Friday, June 03, 2005

A Courageous Journalist Is Murdered in Lebanon

Another murder in Lebanon. It is no surprise, since forces loyal to the fascist regime of Bashir al-Assad in Syria and the terrorists close to the Iranian mullahs have not been willing to give up their fatal grip on Lebanese affairs despite the withdrawal in April from Lebanon of the last Syrian troops (but not Syrian intelligence agents).

This time, the victim is a distinguished journalist, columnist Samir Kassir of the leading Lebanese daily, An Nahar. Kassir, 45, was blown to pieces Thursday morning, June 2, in Beirut shortly after he got into his car at his home. The importance of his assassination was reflected this morning in the fact that both the New York Times and the Los Angeles Times ran it as their lead story on Page 1.

He has been known as a foe of the Syrians, and the murder occurs soon after the anti-Syrian Lebanese opposition swept the voting for 19 Beirut seats in the new parliament.

Six days earlier, last Friday, Syria test-fired three Scuds, one of which disintegrated over Turkey. And, this week, Time magazine carries a lengthy story tying Assad to the bombing murder Feb. 14, of the Lebanese leader, Rafiq Hariri, six months after he stood up to Assad at a meeting in Lebanon. A picture is printed in Time of Hariri, then the Lebanese prime minister, meeting with Assad in Damascus last August.

Assad is the vile-tempered son and successor of his brutal father, Hafaz al-Assad, who ruled Syria with an iron hand for many years. Syria just recently notified the United States that it would no longer cooperate in the U.S. War On Terror, after months of trying to fake such cooperation while quietly supporting the infiltration of Iraq by foreign terrorists.

In the great war against terror now raging in the Middle East, Kassir was not the only journalist to side with progressive forces both inside and outside the Muslim world. Indeed, it is encouraging that an increasing number of Muslims have begun to stand up to the terrorists.

But perhaps the latest murder will give pause to journalists who pretend to some kind of neutrality in this war, or who actively criticize the Bush Administration for fighting the war.

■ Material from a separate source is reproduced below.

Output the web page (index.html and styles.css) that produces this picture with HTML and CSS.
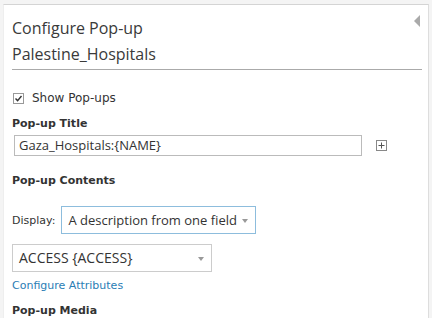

Acts of terror have recently occurred in Iraq, Afghanistan, Egypt, Saudi Arabia, Russia and Lebanon as the Muslim extremists press their campaign in a vast region of the Middle East.

The terrorists have nothing compatible with free journalists. The coming to power of the terrorists in any country will only lead to crushing of any vestiges of a free press.

We must identify with the martyred journalist, Samir Kassir, for our safety and security is bound up in the last analysis with his and other journalists who will carry on his fight.